Im Hollywood der Bundesliga, um im Bild zu bleiben, steht vor allem der Regisseur in der Kritik, nicht die Schauspieler, wenn ein Film floppt. Übersetzt: Auch Hoeneß weiß, dass es in seiner Verantwortung liegt, wie die Mannschaft ein Spiel angeht. Dass nach einer "optimalen Trainingswoche", wie er mehrfach betonte, durch Verletzungen die Abwehr früh durcheinandergewirbelt wurde, kann nicht das erschreckend schwache Offensivspiel gegen die Breisgauer erklären. "Wir waren trotz Ballbesitz nicht in der Lage, gute Chancen herauszuarbeiten", legte Christoph Baumgartner, der sich nach den Umstellungen auf der Sechserposition wiederfand, den Finger in die Wunde.

Nach dem Seitenwechsel, als es laut Hoeneß vor allem darum ging, "Charakter zu zeigen", war zwar eine Steigerung zu erkennen. Der Einschätzung des TSG-Coaches, es habe nur das letzte Quäntchen gefehlt, um die Partie zu drehen, ist aber nur bedingt zu folgen. Vielmehr als ein satter Distanzschuss von Bogarde (50.), das 1:3 von Ihlas Bebou (58.) und Kramarics Kopfball neben das Tor (61.) sprang nicht mehr raus.

Dabei ist es traditionell das erfrischende Spiel nach vorne, das in Hoffenheim den einen oder anderen Abwehrschnitzer vergessen lässt. Das war in den erfolgreichen Jahren unter Julian Nagelsmann nicht anders. Und es war wohl ausschlaggebend dafür, dass man Alfred Schreuder am Ende durch Hoeneß ersetzte. Nun aber stottert der TSG-Motor hinten und vorne. "Ich bin total angefressen", sprach Kapitän Oliver Baumann Klartext: "Es geht so nicht, wie wir verteidigen. Wir bekommen extrem viele einfache Gegentore." Inzwischen sind es deren 26 – nur die Abstiegskandidaten Mainz und Schalke sind defensiv noch anfälliger.

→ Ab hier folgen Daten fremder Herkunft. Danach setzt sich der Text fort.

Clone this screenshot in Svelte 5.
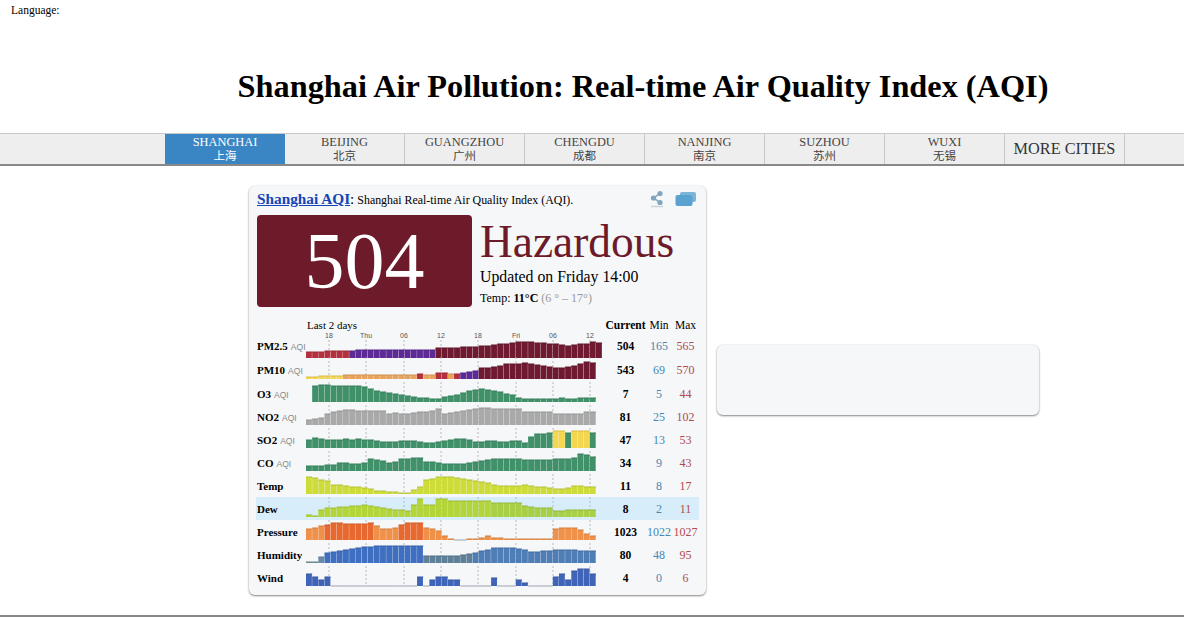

Vom tabellarischen Vergleich mit der Konkurrenz rät Baumgartner derweil ab: "Wir sollten zu diesem Zeitpunkt nicht auf die Tabelle und die Punkte schauen, sondern auf die Spiele", sagte der junge Österreicher. Die RNZ macht beides: Rang 13 mit 15 Zählern, deren fünf Vorsprung auf den Relegationsplatz – und ein Auswärtsspiel mit den historisch schlechten Schalkern, die seit 30 Spielen auf einen Sieg warten, vor der Brust.

Nach dem Horror zum Auftakt wäre eine weitere Niederlage in Gelsenkirchen für Hoffenheim und Hoeneß ein echtes Drama.